Prof. Dr. Mehmet Zeki İşcan da yaptığı konuşmada “Cumhuriyet dönemi Türk düşüncesinin önemli isimlerinden biri hiç şüphesiz Nurettin Topçu’dur.” diye konuştu.
“Ailesi ve sahip olduğu sosyo-kültürel çevrenin etkisiyle de geleneksel değerleri tanıyan Topçu, batıcı bir kültür ihtilâlini gerçekleştirmeyi hedefleyen Cumhuriyet Türkiye’sinde, 1939’dan itibaren çeşitli aralıklarla yayınladığı Hareket Dergisi ile bir dünya görüşü mücadelesini şuurla yürütmüş” diye konuşan Nazif Öztürk, Topçu’nun “Yarınki Türkiye”nin kurucuları, yaşama zevkini bırakıp yaşatma aşkına gönül verecek, sabırlı ve azimli, lakin gösterişsiz ve nümayişsiz çalışan, ruh cephesinin maden işçileri olacaklardır. Bu ruh amelesinin ilk ve esaslı işi, insan yetiştirmektir.” sözünü hatırlattı.

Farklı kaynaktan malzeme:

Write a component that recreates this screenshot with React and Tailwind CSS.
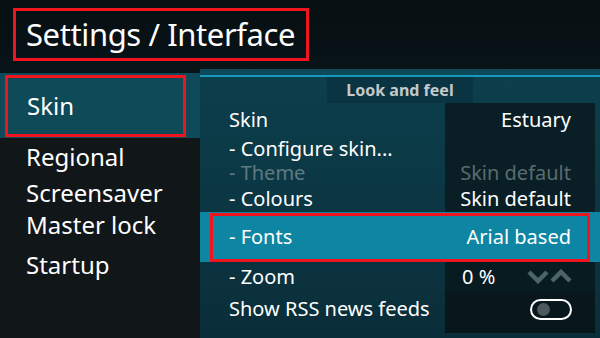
import React from "react";

function Chevrons() {
  return (
    <svg width="46" height="15" viewBox="0 0 46 15">
      <path d="M2 3 L11 12 L20 3" fill="none" stroke="#4b6469" strokeWidth="4.5" />
      <path d="M25 12 L34 3 L43 12" fill="none" stroke="#4b6469" strokeWidth="4.5" />
    </svg>
  );
}

function Toggle() {
  return (
    <div className="w-[42px] h-[21px] rounded-full border-2 border-white flex items-center pl-[5px]">
      <div className="w-[13px] h-[13px] rounded-full bg-[#4c5a5e]" />
    </div>
  );
}

function Row({ label, value, h, dim, right }) {
  return (
    <div className={`flex ${h}`}>
      <div className={`flex-1 flex items-center pl-[29px] ${dim ? "text-[#5f7a82]" : "text-white"}`}>{label}</div>
      <div
        className={`w-[150px] mr-[5px] flex items-center bg-[#091e25] ${right ? "justify-end pr-[24px]" : "pl-[17px]"} ${dim ? "text-[#5a6c70]" : "text-white"}`}
      >
        {value}
      </div>
    </div>
  );
}

export default function App() {
  return (
    <div
      className="w-[600px] h-[338px] overflow-hidden flex flex-col bg-gradient-to-b from-[#070f12] to-[#0c2630] text-white"
      style={{ fontFamily: '"Noto Sans", "Open Sans", sans-serif' }}
    >
      {/* title */}
      <div className="h-[68px] pt-[8px] pl-[13px]">
        <div className="inline-flex items-center h-[53px] w-[296px] border-[3px] border-[#f0141e] pl-[10px] text-[31px] leading-none tracking-[-0.4px]">
          Settings / Interface
        </div>
      </div>

      <div className="flex flex-1">
        {/* left menu */}
        <div className="w-[200px] mt-[5px] bg-[#111619] flex flex-col">
          <div className="h-[65px] bg-[#0e4a58] pl-[5px] pt-[2px]">
            <div className="w-[181px] h-[62px] border-[3px] border-[#f0141e] flex items-center pl-[19px] text-[24px]">
              Skin
            </div>
          </div>
          <div className="pl-[26px] text-[24px] leading-none flex flex-col">
            <div className="h-[31px] flex items-end">Regional</div>
            <div className="h-[36px] flex items-end">Screensaver</div>
            <div className="h-[32px] flex items-end">Master lock</div>
            <div className="h-[40px] flex items-end">Startup</div>
          </div>
        </div>

        {/* right panel */}
        <div className="flex-1 flex flex-col bg-gradient-to-b from-[#0c3f4d] to-[#0a2e39]">
          <div className="h-[1px] bg-[#06141a]" />
          <div className="h-[6px] bg-[#0f4a5a]" />
          <div className="h-[2px] bg-[#1698bb]" />
          <div className="h-[26px] flex justify-center">
            <div className="w-[146px] bg-[#0a3442] flex items-center justify-center text-[16px] font-bold text-[#c4c9cb]">
              Look and feel
            </div>
          </div>
          <div className="text-[20px] leading-none">
            <Row h="h-[34px]" label="Skin" value="Estuary" right />
            <Row h="h-[24px]" label="- Configure skin..." value="" />
            <Row h="h-[24px]" label="- Theme" value="Skin default" right dim />
            <Row h="h-[27px]" label="- Colours" value="Skin default" right />
            <div className="h-[50px] bg-[#0e86a3] pl-[10px] flex items-center">
              <div className="w-[380px] h-[49px] border-[3px] border-[#f0141e] flex items-center justify-between pl-[16px] pr-[16px] text-white">
                <span>- Fonts</span>
                <span>Arial based</span>
              </div>
            </div>
            <div className="flex h-[29px]">
              <div className="flex-1 flex items-center pl-[29px]">- Zoom</div>
              <div className="w-[150px] mr-[5px] bg-[#081b21] flex items-center pl-[17px] pr-[22px] justify-between">
                <span>0 %</span>
                <Chevrons />
              </div>
            </div>
            <div className="flex h-[36px]">
              <div className="flex-1 flex items-center pl-[29px]">Show RSS news feeds</div>
              <div className="w-[150px] mr-[5px] bg-[#07171c] flex items-center justify-end pr-[23px]">
                <Toggle />
              </div>
            </div>
            <div className="flex h-[6px]">
              <div className="flex-1" />
              <div className="w-[150px] mr-[5px] bg-[#07161b]" />
            </div>
          </div>
        </div>
      </div>
    </div>
  );
}
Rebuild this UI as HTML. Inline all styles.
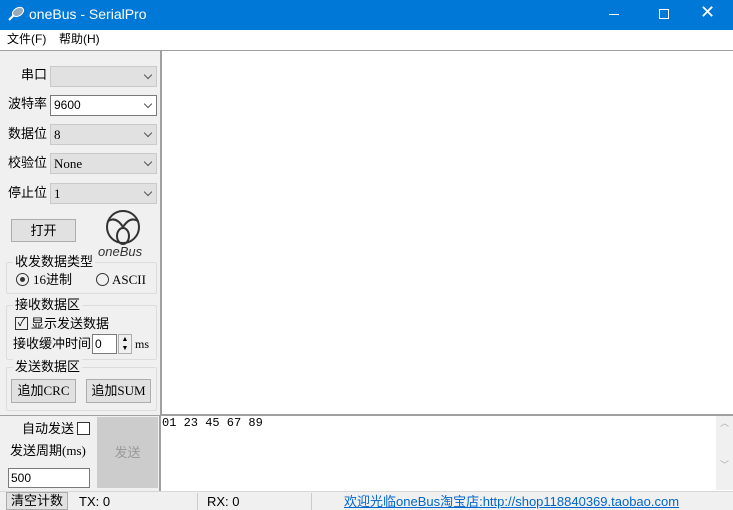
<!DOCTYPE html><html><head><meta charset="utf-8"><style>
*{box-sizing:border-box;margin:0;padding:0}
body{width:733px;height:510px;position:relative;background:#f0f0f0;font-family:"Liberation Sans","Noto Sans CJK SC",sans-serif;font-size:12px;line-height:15px;color:#000;overflow:hidden}
.a{position:absolute}
.sel{position:absolute;left:50px;width:107px;height:21px;background:#e1e1e1;border:1px solid #c9c9c9;font-family:"Liberation Serif","Noto Sans CJK SC",serif;font-size:13px;line-height:19px;padding-left:3px}
.sel::after{content:"";position:absolute;right:5px;top:5px;width:5px;height:5px;border-right:1px solid #555;border-bottom:1px solid #555;transform:rotate(45deg)}
.lbl{position:absolute;font-size:13px}
.btn{position:absolute;background:#e1e1e1;border:1px solid #adadad;text-align:center;font-size:13px}
.grp{position:absolute;border:1px solid #dcdcdc;border-radius:2px}
.gt{position:absolute;background:#f0f0f0;font-size:13px;padding:0 2px}
.sf{font-family:"Liberation Serif","Noto Sans CJK SC",serif}
</style></head><body>
<div class="a" style="left:0;top:0;width:733px;height:30px;background:#0078d7;color:#fff">
<svg class="a" style="left:7px;top:6px" width="18" height="16"><ellipse cx="11" cy="6" rx="6" ry="4" fill="#9ab" stroke="#fff" transform="rotate(-30 11 6)"/><line x1="7" y1="9" x2="2" y2="14" stroke="#fff" stroke-width="2"/></svg>
<div class="a" style="left:29px;top:7px;font-size:14px">oneBus - SerialPro</div>
<div class="a" style="left:609px;top:14px;width:10px;height:1px;background:#fff"></div>
<div class="a" style="left:659px;top:9px;width:10px;height:10px;border:1px solid #fff"></div>
<div class="a" style="left:700px;top:5px;font-size:18px">✕</div>
</div>
<div class="a" style="left:0;top:30px;width:733px;height:20px;background:#fff"><span class="a" style="left:7px;top:2px">文件(F)</span><span class="a" style="left:59px;top:2px">帮助(H)</span></div>
<div class="a" style="left:0;top:50px;width:161px;height:365px;border-top:1px solid #a0a0a0;border-right:1px solid #a0a0a0"></div>
<div class="a" style="left:161px;top:50px;width:572px;height:365px;background:#fff;border:1px solid #a0a0a0;border-right:none"></div>
<div class="lbl" style="left:21px;top:67px">串口</div><div class="sel" style="top:66px"></div>
<div class="lbl" style="left:8px;top:96px">波特率</div><div class="sel" style="top:95px;background:#fff;border-color:#7a7a7a;font-family:'Liberation Sans',sans-serif;font-size:12px">9600</div>
<div class="lbl" style="left:8px;top:126px">数据位</div><div class="sel" style="top:124px">8</div>
<div class="lbl" style="left:8px;top:155px">校验位</div><div class="sel" style="top:153px">None</div>
<div class="lbl" style="left:8px;top:185px">停止位</div><div class="sel" style="top:183px">1</div>
<div class="btn" style="left:11px;top:219px;width:65px;height:23px;line-height:21px">打开</div>
<svg class="a" style="left:104px;top:208px" width="38" height="38" fill="none" stroke="#333" stroke-width="2"><circle cx="19" cy="19" r="16"/><path d="M4 13 Q12 8 19 19 Q26 8 34 13"/><ellipse cx="19" cy="28" rx="6" ry="8"/></svg>
<div class="a" style="left:98px;top:244px;font-size:13px;font-style:italic;color:#333">oneBus</div>
<div class="grp" style="left:6px;top:262px;width:151px;height:32px"></div><div class="gt" style="left:13px;top:254px">收发数据类型</div>
<div class="a" style="left:16px;top:273px;width:13px;height:13px;border:1px solid #333;border-radius:50%"><div class="a" style="left:3px;top:3px;width:5px;height:5px;background:#333;border-radius:50%"></div></div>
<div class="a sf" style="left:33px;top:272px;font-size:13px">16进制</div>
<div class="a" style="left:96px;top:273px;width:13px;height:13px;border:1px solid #333;border-radius:50%"></div>
<div class="a sf" style="left:112px;top:272px;font-size:13px">ASCII</div>
<div class="grp" style="left:6px;top:305px;width:151px;height:55px"></div><div class="gt" style="left:13px;top:297px">接收数据区</div>
<div class="a" style="left:15px;top:317px;width:13px;height:13px;border:1px solid #333;font-size:11px;line-height:11px;text-align:center">✓</div>
<div class="a" style="left:31px;top:316px;font-size:13px">显示发送数据</div>
<div class="a" style="left:13px;top:336px;font-size:13px">接收缓冲时间</div>
<div class="a" style="left:92px;top:334px;width:25px;height:20px;background:#fff;border:1px solid #7a7a7a;padding-left:2px;line-height:18px">0</div>
<div class="a" style="left:118px;top:334px;width:14px;height:20px;border:1px solid #adadad;font-size:7px;line-height:9px;text-align:center">▲<br>▼</div>
<div class="a sf" style="left:135px;top:337px;font-size:12px">ms</div>
<div class="grp" style="left:6px;top:367px;width:151px;height:44px"></div><div class="gt" style="left:13px;top:359px">发送数据区</div>
<div class="btn sf" style="left:11px;top:379px;width:65px;height:24px;line-height:22px">追加CRC</div>
<div class="btn sf" style="left:86px;top:379px;width:65px;height:24px;line-height:22px">追加SUM</div>
<div class="a" style="left:0;top:415px;width:160px;height:76px;border-top:1px solid #a0a0a0;border-right:1px solid #a0a0a0"></div>
<div class="a" style="left:22px;top:421px;font-size:13px">自动发送</div>
<div class="a" style="left:77px;top:422px;width:13px;height:13px;border:1px solid #333;background:#fff"></div>
<div class="a sf" style="left:10px;top:443px;font-size:13px">发送周期(ms)</div>
<div class="a" style="left:8px;top:468px;width:82px;height:20px;background:#fff;border:1px solid #7a7a7a;padding-left:2px;line-height:18px">500</div>
<div class="a" style="left:97px;top:417px;width:61px;height:71px;background:#cccccc;color:#999;text-align:center;line-height:71px;font-size:13px">发送</div>
<div class="a" style="left:160px;top:415px;width:573px;height:76px;background:#fff;border-top:1px solid #a0a0a0;border-left:1px solid #a0a0a0"></div>
<div class="a" style="left:162px;top:416px;font-family:'Liberation Mono',monospace;font-size:12px">01 23 45 67 89</div>
<div class="a" style="left:716px;top:416px;width:17px;height:74px;background:#f0f0f0;color:#aaa;font-size:9px;text-align:center;line-height:14px">︿<br><br><br>﹀</div>
<div class="a" style="left:0;top:491px;width:733px;height:19px;background:#f0f0f0;border-top:1px solid #d7d7d7"></div>
<div class="btn" style="left:6px;top:492px;width:62px;height:18px;line-height:16px">清空计数</div>
<div class="a" style="left:79px;top:494px;font-size:13px">TX: 0</div>
<div class="a" style="left:197px;top:493px;width:1px;height:17px;background:#ccc"></div>
<div class="a" style="left:207px;top:494px;font-size:13px">RX: 0</div>
<div class="a" style="left:311px;top:493px;width:1px;height:17px;background:#ccc"></div>
<div class="a" style="left:344px;top:494px;font-size:13px;color:#0066cc;text-decoration:underline">欢迎光临oneBus淘宝店:http://shop118840369.taobao.com</div>
</body></html>
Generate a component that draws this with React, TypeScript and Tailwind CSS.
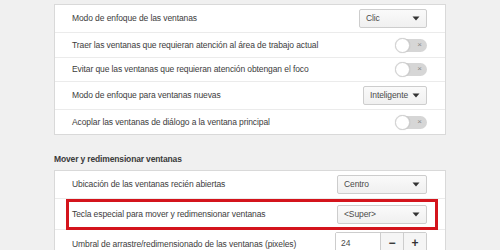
import React from "react";

const font = { fontFamily: '"Liberation Sans", Arial, sans-serif' };

function Arrow() {
  return (
    <svg width="8" height="5" viewBox="0 0 8 5" className="shrink-0">
      <path d="M0.5 0.5 L7.5 0.5 L4 4.5 Z" fill="#333" />
    </svg>
  );
}

function Dropdown({ label, w }: { label: string; w: string }) {
  return (
    <div
      className={`${w} h-[19px] shrink-0 flex items-center justify-between pl-[6px] pr-[6px] border border-[#cdcdcd] rounded-[2px] bg-gradient-to-b from-[#fafafa] to-[#f0f0f0] text-[#4a4a4a] text-[8.5px] tracking-[-0.1px]`}
    >
      <span>{label}</span>
      <Arrow />
    </div>
  );
}

function Toggle() {
  return (
    <div className="relative shrink-0 w-[31px] h-[13px] rounded-full bg-[#d6d6d6] flex items-center">
      <div className="absolute left-[-1px] top-[-1px] w-[15px] h-[15px] rounded-full bg-white border border-[#d0d0d0] shadow-[0_0_1px_rgba(0,0,0,0.2)]" />
      <span className="absolute right-[5px] top-[-1px] text-[8px] leading-[13px] text-[#8a8a8a]">×</span>
    </div>
  );
}

function Row({
  label,
  h,
  children,
  last,
}: {
  label: string;
  h: string;
  children: React.ReactNode;
  last?: boolean;
}) {
  return (
    <div
      className={`${h} flex items-center justify-between pl-[17px] pr-[18px] ${last ? "" : "border-b border-[#ebebeb]"}`}
    >
      <span className="text-[8.5px] tracking-[-0.1px] text-[#3c3c3c] whitespace-nowrap">{label}</span>
      {children}
    </div>
  );
}

export default function App() {
  return (
    <div className="w-[500px] h-[250px] bg-[#f0f0f0] overflow-hidden pt-[4px]" style={font}>
      <div className="mx-[54px] bg-white border border-[#d9d9d9]">
        <Row label="Modo de enfoque de las ventanas" h="h-[28px]">
          <Dropdown label="Clic" w="w-[68px]" />
        </Row>
        <Row label="Traer las ventanas que requieran atención al área de trabajo actual" h="h-[25px]">
          <Toggle />
        </Row>
        <Row label="Evitar que las ventanas que requieran atención obtengan el foco" h="h-[24px]">
          <Toggle />
        </Row>
        <Row label="Modo de enfoque para ventanas nuevas" h="h-[28px]">
          <Dropdown label="Inteligente" w="w-[64px]" />
        </Row>
        <Row label="Acoplar las ventanas de diálogo a la ventana principal" h="h-[24px]" last>
          <Toggle />
        </Row>
      </div>

      <div className="mx-[54px] mt-[17px] h-[14px] flex items-center text-[8.5px] tracking-[-0.15px] font-bold text-[#3a3a3a]">
        Mover y redimensionar ventanas
      </div>

      <div className="mx-[54px] mt-[4px] bg-white border border-[#d9d9d9]">
        <Row label="Ubicación de las ventanas recién abiertas" h="h-[28px]">
          <Dropdown label="Centro" w="w-[90px]" />
        </Row>
        <div className="relative">
          <Row label="Tecla especial para mover y redimensionar ventanas" h="h-[31px]">
            <Dropdown label="<Super>" w="w-[90px]" />
          </Row>
          <div className="absolute left-[11px] right-[7px] top-0 bottom-0 border-[3px] border-[#d4141c] pointer-events-none" />
        </div>
        <div className="h-[30px] flex items-start justify-between pl-[17px] pr-[18px] pt-[2px]">
          <span className="text-[8.5px] tracking-[-0.1px] text-[#3c3c3c] whitespace-nowrap mt-[6px]">
            Umbral de arrastre/redimensionado de las ventanas (pixeles)
          </span>
          <div className="flex shrink-0 h-[22px] border border-[#cdcdcd] rounded-[2px]">
            <div className="w-[44px] bg-white pl-[5px] flex items-center text-[8.5px] text-[#4a4a4a]">24</div>
            <div className="w-[23px] border-l border-[#cdcdcd] bg-[#f5f5f5] flex items-center justify-center text-[12px] font-bold text-[#333]">−</div>
            <div className="w-[23px] border-l border-[#cdcdcd] bg-[#f5f5f5] flex items-center justify-center text-[12px] font-bold text-[#333]">+</div>
          </div>
        </div>
      </div>
    </div>
  );
}
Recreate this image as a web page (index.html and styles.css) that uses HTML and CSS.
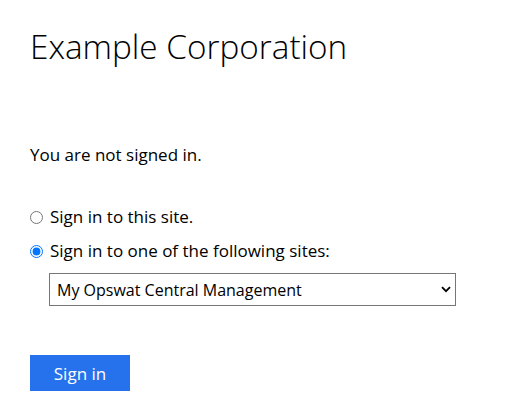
FILE: index.html
```html
<!DOCTYPE html>
<html lang="en">
<head>
<meta charset="utf-8">
<title>Sign In</title>
<link rel="stylesheet" href="styles.css">
</head>
<body>
<main class="page">
  <h1 class="title">Example Corporation</h1>
  <p class="status">You are not signed in.</p>
  <form class="form">
    <label class="option">
      <input type="radio" name="site" class="radio">
      <span>Sign in to this site.</span>
    </label>
    <label class="option">
      <input type="radio" name="site" class="radio" checked>
      <span>Sign in to one of the following sites:</span>
    </label>
    <div class="select-wrap">
      <select class="select">
        <option>My Opswat Central Management</option>
      </select>
      <svg class="chevron" width="10" height="7" viewBox="0 0 10 7" aria-hidden="true">
        <path d="M1 1.2 L5 5.2 L9 1.2" fill="none" stroke="#000" stroke-width="1.8"/>
      </svg>
    </div>
    <button type="button" class="btn">Sign in</button>
  </form>
</main>
</body>
</html>
```

FILE: styles.css
```css
html, body {
  margin: 0;
  padding: 0;
  background: #ffffff;
}
body {
  font-family: "Open Sans", "Noto Sans", sans-serif;
  color: #000000;
}
.page {
  padding: 22px 30px 0 30px;
}
.title {
  margin: 0;
  font-size: 33.3px;
  font-weight: 300;
  line-height: 48px;
  color: #000;
}
.status {
  margin: 74px 0 0 0;
  font-size: 17px;
  line-height: 22px;
}
.form {
  margin-top: 34px;
  display: flex;
  flex-direction: column;
  align-items: flex-start;
}
.option {
  display: flex;
  align-items: center;
  font-size: 17px;
  line-height: 22px;
  height: 34px;
}
.radio {
  width: 13px;
  height: 13px;
  margin: 0 7px 0 0;
}
.select-wrap {
  position: relative;
  margin-left: 19px;
  margin-top: 5px;
}
.select {
  display: block;
  -webkit-appearance: none;
  appearance: none;
  width: 407px;
  height: 33px;
  font-family: "Open Sans", "Noto Sans", sans-serif;
  font-size: 16px;
  padding: 0 26px 0 7px;
  border: 1px solid #767676;
  border-radius: 0;
  background: #fff;
  color: #000;
}
.chevron {
  position: absolute;
  right: 5px;
  top: 13px;
  pointer-events: none;
}
.btn {
  margin-top: 49px;
  width: 100px;
  height: 36px;
  border: none;
  background: #2672ec;
  color: #fff;
  font-family: "Open Sans", "Noto Sans", sans-serif;
  font-size: 17px;
  padding: 0;
}
```
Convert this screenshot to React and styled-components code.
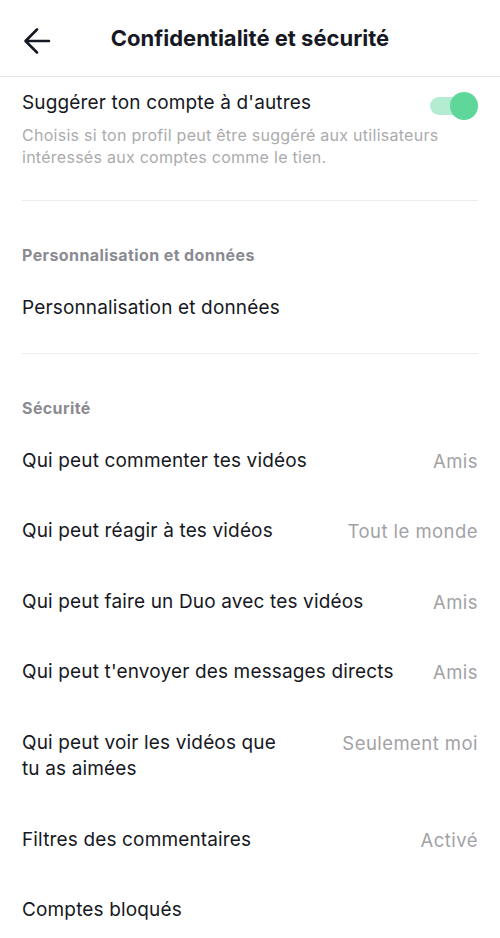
import React from 'react';
import styled, { createGlobalStyle } from 'styled-components';

const Global = createGlobalStyle`
  body {
    margin: 0;
    background: #fff;
    font-family: "Inter", "Noto Sans", sans-serif;
    color: #161823;
  }
`;

// HEADER
const Header = styled.header`
  height: 76px;
  display: flex;
  align-items: center;
  justify-content: center;
  position: relative;
  border-bottom: 1.5px solid #e3e3e4;
`;

const Back = styled.button`
  position: absolute;
  left: 22px;
  top: 26px;
  width: 30px;
  height: 30px;
  padding: 0;
  border: 0;
  background: transparent;
  display: flex;
  align-items: center;
  justify-content: center;
`;

const Title = styled.h1`
  margin: 0;
  font-size: 22px;
  font-weight: 700;
  color: #161823;
`;

// TOGGLE BLOCK
const ToggleBlock = styled.section`
  padding: 14px 22px 32px;
`;

const ToggleRow = styled.div`
  display: flex;
  align-items: center;
  justify-content: space-between;
`;

const Label = styled.span`
  font-size: 19px;
  letter-spacing: 0.15px;
  line-height: 24px;
  color: #161823;
`;

const Description = styled.p`
  margin: 9px 0 0;
  font-size: 16px;
  letter-spacing: 0.27px;
  line-height: 22px;
  color: #ababae;
`;

const Track = styled.div`
  position: relative;
  width: 48px;
  height: 18px;
  border-radius: 9px;
  background: ${p => (p.on ? '#b4ecd1' : '#e0e0e0')};
  margin-top: 6px;
`;

const Knob = styled.div`
  position: absolute;
  top: -5px;
  ${p => (p.on ? 'right: 0;' : 'left: 0;')}
  width: 28px;
  height: 28px;
  border-radius: 50%;
  background: ${p => (p.on ? '#5fd69a' : '#fff')};
`;

// LIST
const Divider = styled.hr`
  margin: ${p => p.gap || 0}px 22px 0;
  border: 0;
  border-top: 1px solid #ececed;
`;

const SectionTitle = styled.h2`
  margin: 0;
  padding: 44px 22px 8px;
  font-size: 16px;
  letter-spacing: 0.4px;
  line-height: 20px;
  font-weight: 700;
  color: #8a8b91;
`;

const Row = styled.div`
  display: flex;
  justify-content: space-between;
  align-items: flex-start;
  gap: 24px;
  padding: 22px 22px;
`;

const RowLabel = styled.span`
  font-size: 19px;
  letter-spacing: 0.15px;
  line-height: 26.5px;
  color: #161823;
  max-width: ${p => (p.narrow ? '265px' : 'none')};
`;

const RowValue = styled.span`
  font-size: 18.5px;
  letter-spacing: 0.45px;
  line-height: 26.5px;
  color: #a2a2a5;
  white-space: nowrap;
`;

const ArrowIcon = () => (
  <svg width="28" height="28" viewBox="0 0 28 28" fill="none">
    <path d="M26 14H3M14 2.5L2.5 14L14 25.5" stroke="#161823" strokeWidth="2.6" strokeLinecap="round" strokeLinejoin="round" />
  </svg>
);

const security = [
  { label: 'Qui peut commenter tes vidéos', value: 'Amis' },
  { label: 'Qui peut réagir à tes vidéos', value: 'Tout le monde' },
  { label: 'Qui peut faire un Duo avec tes vidéos', value: 'Amis' },
  { label: "Qui peut t'envoyer des messages directs", value: 'Amis' },
  { label: 'Qui peut voir les vidéos que tu as aimées', value: 'Seulement moi', narrow: true },
  { label: 'Filtres des commentaires', value: 'Activé' },
  { label: 'Comptes bloqués' },
];

export default function App() {
  return (
    <>
      <Global />
      <Header>
        <Back aria-label="Retour"><ArrowIcon /></Back>
        <Title>Confidentialité et sécurité</Title>
      </Header>

      <ToggleBlock>
        <ToggleRow>
          <Label>Suggérer ton compte à d'autres</Label>
          <Track on><Knob on /></Track>
        </ToggleRow>
        <Description>
          Choisis si ton profil peut être suggéré aux utilisateurs intéressés aux comptes comme le tien.
        </Description>
      </ToggleBlock>
      <Divider />

      <SectionTitle>Personnalisation et données</SectionTitle>
      <Row>
        <RowLabel>Personnalisation et données</RowLabel>
      </Row>
      <Divider gap={9} />

      <SectionTitle>Sécurité</SectionTitle>
      {security.map(item => (
        <Row key={item.label}>
          <RowLabel narrow={item.narrow}>{item.label}</RowLabel>
          {item.value && <RowValue>{item.value}</RowValue>}
        </Row>
      ))}
    </>
  );
}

Sait Mermer ise yaptığı konuşmada Topçu’nun teknoloji anlayışına dair görüşlerini paylaştığı konuşmasında şunları söyledi: “Nurettin Topçu teknolojinin etkilerini ilaçların yan etkisi gibi bile düşünmez. Direkt zararlı etki olarak görür. Çünkü Topçu’ya göre Batı, teknolojisine nüfuz etmiş biçimde kültürünü de Batı dışı dünyaya taşır, küreselleştirir. Kültür’ü bir askı gibi düşünürsek biz kültür askımıza medeniyetimizin renklerini taşıyan kimliğimizi temsil eden medeniyet elbiselerimizi astık tarihte. Kültür askımız Anadolu kültürü ise bu kültürün temeli İslam itikadıdır. İtikad kültürü taşır; kültüre ise medeniyet elbiselerimizi asarız. Mesela; Anadolu kültür askımızın üstüne evvela Selçuklu medeniyet elbisesini astı sonra Osmanlı astı. Moğol istilası gibi felaketlere rağmen Anadolu kültür askımız sağlam durduğu için bu yıkımlara rağmen enkazın üstüne muazzam bir Osmanlı medeniyeti inşa edildi. Sonra Batılılaşma maceramızla birlikte Batı’dan teknoloji transferi yaptık ve kültürel hayatımızı bu teknolojik imkânlara göre yeniden düzenledik. Yani Batı teknolojisi bizim kültür askımızı yerinden söküp aldı ve artık parçalı da olsa Osmanlıdan bakiye elbisemizi asacak bir kültür askısından mahrum kaldık.”